Rare earth elements like scandium and yttrium are the backbone of industries that rely on unique properties such as luminescence, magnetism, and catalytic ability.
However, REEs are difficult to extract and even harder to separate. These elements, despite their name, aren’t actually rare in terms of abundance. What makes them “rare” is their dispersion throughout the Earth’s crust and their chemical similarities, which make them incredibly challenging to isolate from one another. Current separation methods—largely reliant on toxic solvents like kerosene—are not only inefficient, but also harmful to people and the environment.
“Current separation methods use kerosene and extractants-molecules that bind the REE cations, a positively charged particle, that create issues, both environmentally and in terms of efficiency,” says Stebe. “The separation process is not selective enough to efficiently separate lanthanides, meaning that it has to be repeated many times to achieve REEs in sufficient purity. The whole method is cumbersome and creates unnecessary waste.”
Stebe, along with a team of researchers from Penn, the City College of New York, the University of Illinois Chicago, Northwestern University, and the University of Chicago, look to human biology to find the molecule best suited for the job of separation: peptides.

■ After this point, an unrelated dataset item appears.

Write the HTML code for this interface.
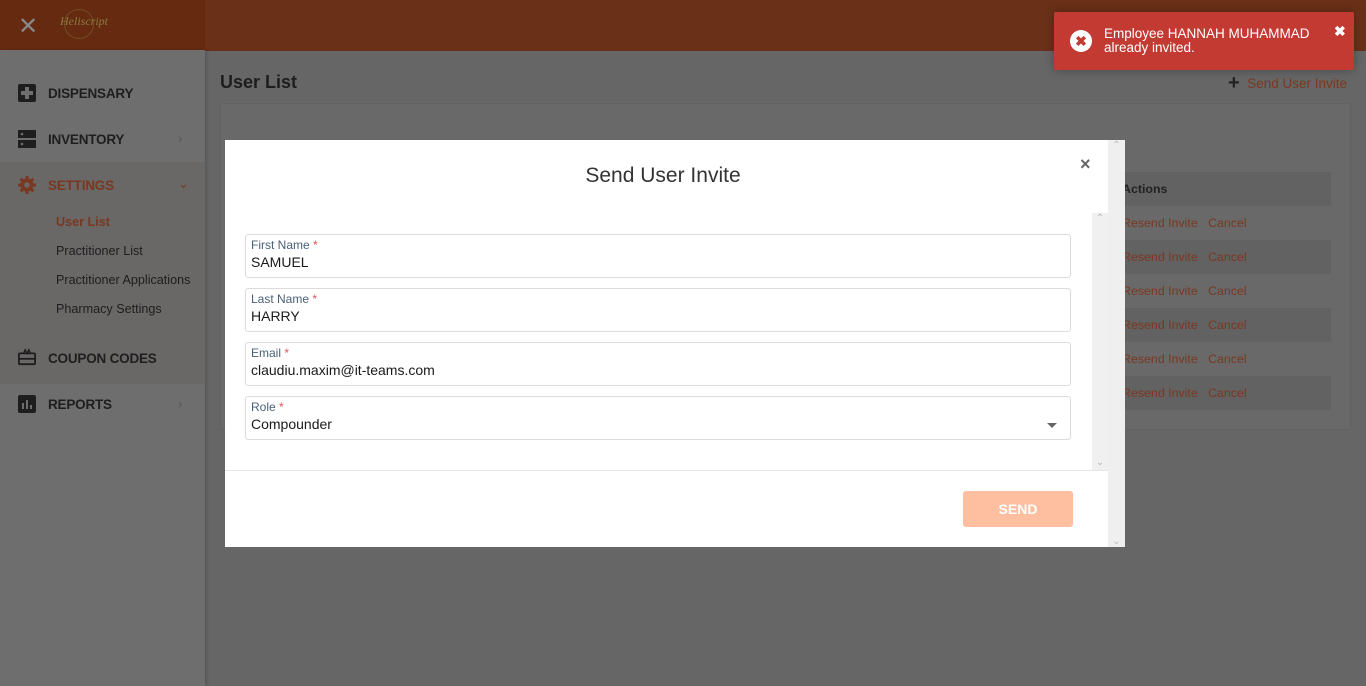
<!DOCTYPE html>
<html><head><meta charset="utf-8"><style>
*{box-sizing:border-box;margin:0;padding:0}
body{width:1366px;height:686px;overflow:hidden;background:#666;font-family:"Liberation Sans",Arial,sans-serif;position:relative}
.hdr{position:absolute;left:0;top:0;width:1366px;height:51px;background:#6b3018}
.hdrl{position:absolute;left:0;top:0;width:205px;height:50px;background:#652a10}
.side{position:absolute;left:0;top:50px;width:205px;height:636px;background:#6e6e6e;box-shadow:2px 0 3px rgba(0,0,0,.15)}
.nav{position:absolute;left:48px;font-weight:bold;font-size:13.5px;color:#1e1e1e;letter-spacing:-0.2px}
.ico{position:absolute;left:18px;width:18px;height:18px}
.sub{position:absolute;left:56px;font-size:12.6px;color:#1e1e1e}
.chev{position:absolute;left:178px;color:#555;font-size:13px}
.card{position:absolute;left:220px;top:103px;width:1131px;height:327px;background:#696969;border:1px solid #626262}
.row{position:absolute;left:1090px;width:241px;height:34px;font-size:12.4px;color:#7a3820;line-height:34px}
.modal{position:absolute;left:225px;top:140px;width:900px;height:407px;background:#fff}
.fld{position:absolute;left:20px;width:826px;height:44px;border:1px solid #dcdcdc;border-radius:3px}
.fld .l{position:absolute;left:5px;top:3px;font-size:12px;color:#4a6078}
.fld .l b{color:#e05555;font-weight:normal}
.fld .v{position:absolute;left:5px;top:19px;font-size:14px;color:#1a1a1a}
</style></head><body>
<div class="hdr"></div><div class="hdrl"></div>
<div style="position:absolute;left:18px;top:12px;color:#888;font-size:24px">✕</div>
<div style="position:absolute;left:64px;top:9px;width:30px;height:30px;border:1px solid #7a6530;border-radius:50%;opacity:.6"></div>
<div style="position:absolute;left:60px;top:14px;font-family:'Liberation Serif',serif;font-style:italic;color:#8a7a40;font-size:12px">Heliscript</div>
<div class="side">
<div style="position:absolute;left:0;top:112px;width:205px;height:222px;background:#6a6767"></div>
</div>
<svg class="ico" style="top:84px" viewBox="0 0 18 18"><rect width="18" height="18" rx="2" fill="#1e1e1e"/><path d="M7 3h4v4h4v4h-4v4H7v-4H3V7h4z" fill="#6e6e6e"/></svg>
<div class="nav" style="top:86px">DISPENSARY</div>
<svg class="ico" style="top:130px" viewBox="0 0 18 18"><rect y="0" width="18" height="8" fill="#1e1e1e"/><rect y="10" width="18" height="8" fill="#1e1e1e"/><circle cx="4" cy="4" r="1.3" fill="#6e6e6e"/><circle cx="4" cy="14" r="1.3" fill="#6e6e6e"/></svg>
<div class="nav" style="top:132px">INVENTORY</div><div class="chev" style="top:131px">›</div>
<svg class="ico" style="top:176px" viewBox="0 0 18 18"><g fill="#7a3820"><circle cx="9" cy="9" r="6.5"/><rect x="7.5" y="0" width="3" height="18"/><rect y="7.5" x="0" width="18" height="3"/><rect x="7.5" y="0" width="3" height="18" transform="rotate(45 9 9)"/><rect x="7.5" y="0" width="3" height="18" transform="rotate(-45 9 9)"/></g><circle cx="9" cy="9" r="2.8" fill="#6a6767"/></svg>
<div class="nav" style="top:178px;color:#7a3820">SETTINGS</div><div class="chev" style="top:176px;color:#7a3820">⌄</div>
<div class="sub" style="top:215px;color:#7a3820;font-weight:bold">User List</div>
<div class="sub" style="top:244px">Practitioner List</div>
<div class="sub" style="top:273px">Practitioner Applications</div>
<div class="sub" style="top:302px">Pharmacy Settings</div>
<svg class="ico" style="top:348px;width:20px;left:17px" viewBox="0 0 20 20"><rect x="1" y="6" width="18" height="12" rx="1" fill="none" stroke="#1e1e1e" stroke-width="2"/><rect x="1" y="11" width="18" height="2" fill="#1e1e1e"/><path d="M6 6l2-4 2 4 2-4 2 4" fill="none" stroke="#1e1e1e" stroke-width="1.6"/></svg>
<div class="nav" style="top:351px">COUPON CODES</div>
<svg class="ico" style="top:395px" viewBox="0 0 18 18"><rect width="18" height="18" rx="2" fill="#1e1e1e"/><rect x="4" y="8" width="2" height="6" fill="#6e6e6e"/><rect x="8" y="5" width="2" height="9" fill="#6e6e6e"/><rect x="12" y="10" width="2" height="4" fill="#6e6e6e"/></svg>
<div class="nav" style="top:397px">REPORTS</div><div class="chev" style="top:396px">›</div>
<div style="position:absolute;left:220px;top:72px;font-size:18px;font-weight:bold;color:#1e1e1e">User List</div>
<div style="position:absolute;left:1228px;top:71px;font-size:13.5px;color:#7a3820"><span style="color:#222;font-size:20px;font-weight:bold;position:relative;top:1px">+</span>&nbsp; Send User Invite</div>
<div class="card"></div>
<div class="row" style="top:172px;background:#626262;color:#222;font-weight:bold;padding-left:32px">Actions</div>
<div class="row" style="top:206px;padding-left:32px">Resend Invite &nbsp; Cancel</div>
<div class="row" style="top:240px;background:#626262;padding-left:32px">Resend Invite &nbsp; Cancel</div>
<div class="row" style="top:274px;padding-left:32px">Resend Invite &nbsp; Cancel</div>
<div class="row" style="top:308px;background:#626262;padding-left:32px">Resend Invite &nbsp; Cancel</div>
<div class="row" style="top:342px;padding-left:32px">Resend Invite &nbsp; Cancel</div>
<div class="row" style="top:376px;background:#626262;padding-left:32px">Resend Invite &nbsp; Cancel</div>
<div class="modal">
<div style="position:absolute;left:0;width:876px;top:24px;text-align:center;font-size:21px;color:#333">Send User Invite</div>
<div style="position:absolute;left:855px;top:14px;font-size:18px;font-weight:bold;color:#666">×</div>
<div style="position:absolute;right:0;top:0;width:17px;height:407px;background:#efefef;color:#bbb;font-size:10px;text-align:center">⌃<div style="position:absolute;bottom:0;width:17px">⌄</div></div>
<div style="position:absolute;left:867px;top:73px;width:16px;height:257px;background:#f0f0f0;color:#bbb;font-size:10px;text-align:center">⌃<div style="position:absolute;bottom:2px;width:16px">⌄</div></div>
<div class="fld" style="top:94px"><div class="l">First Name <b>*</b></div><div class="v">SAMUEL</div></div>
<div class="fld" style="top:148px"><div class="l">Last Name <b>*</b></div><div class="v">HARRY</div></div>
<div class="fld" style="top:202px"><div class="l">Email <b>*</b></div><div class="v">claudiu.maxim@it-teams.com</div></div>
<div class="fld" style="top:256px"><div class="l">Role <b>*</b></div><div class="v">Compounder</div>
<div style="position:absolute;right:13px;top:26px;width:0;height:0;border-left:5px solid transparent;border-right:5px solid transparent;border-top:5px solid #666"></div></div>
<div style="position:absolute;left:0;top:330px;width:883px;height:1px;background:#e5e8ea"></div>
<div style="position:absolute;left:738px;top:351px;width:110px;height:36px;background:#fdbf9f;border-radius:3px;color:#fff;font-weight:bold;font-size:14px;text-align:center;line-height:36px">SEND</div>
</div>
<div style="position:absolute;left:1054px;top:12px;width:300px;height:58px;background:#c33a33;border-radius:2px;box-shadow:0 0 10px rgba(0,0,0,.3)">
<div style="position:absolute;left:16px;top:18px;width:22px;height:22px;border-radius:50%;background:#fff;color:#c33a33;font-weight:bold;font-size:14px;text-align:center;line-height:22px">✖</div>
<div style="position:absolute;left:50px;top:15px;color:#fff;font-size:13.5px;line-height:14px">Employee HANNAH MUHAMMAD<br>already invited.</div>
<div style="position:absolute;left:280px;top:11px;color:#fff;font-size:14px;font-weight:bold">✖</div>
</div>
</body></html>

In nature, organisms have evolved proteins that selectively bind to specific ions, despite their similar properties; one example is the calcium-binding proteins in the human body, which can distinguish between calcium and magnesium ions, even though both have the same charge.
“We are applying this concept to create a similar level of selectivity for rare earth elements,” says collaborator E. James Petersson, professor of chemistry, biochemistry, and biophysics at Penn’s School of Arts & Sciences. “By using peptide-based molecules—specifically, a truncated version of the EF-hand motif, which is naturally found in calcium-binding proteins—we are designing molecules that can selectively bind to specific rare earth elements.”
“The structure resembles a hand,” says Stebe, “and each ‘finger’ of the hand is laden with a carboxyl or carbonyl group that binds to cations floating around in solution. It’s a beautiful and complex structure that can recognize the nuanced and subtle differences between two nearly indistinct cations, and then capture and hold onto whichever cation it is ‘looking’ for. This is extremely important for separating REEs, which differ in size by only one-tenth of an Angstrom.”
In the team’s recent study published in PNAS, they found that EF-hand-containing peptides could bind to the peptide-cation complex and capture it at the aqueous-air interface. The team’s next steps in this research will be investigating how to scale this process, allowing them to isolate target REEs and collect them at usable quantities in a way that is much more efficient and environmentally friendly.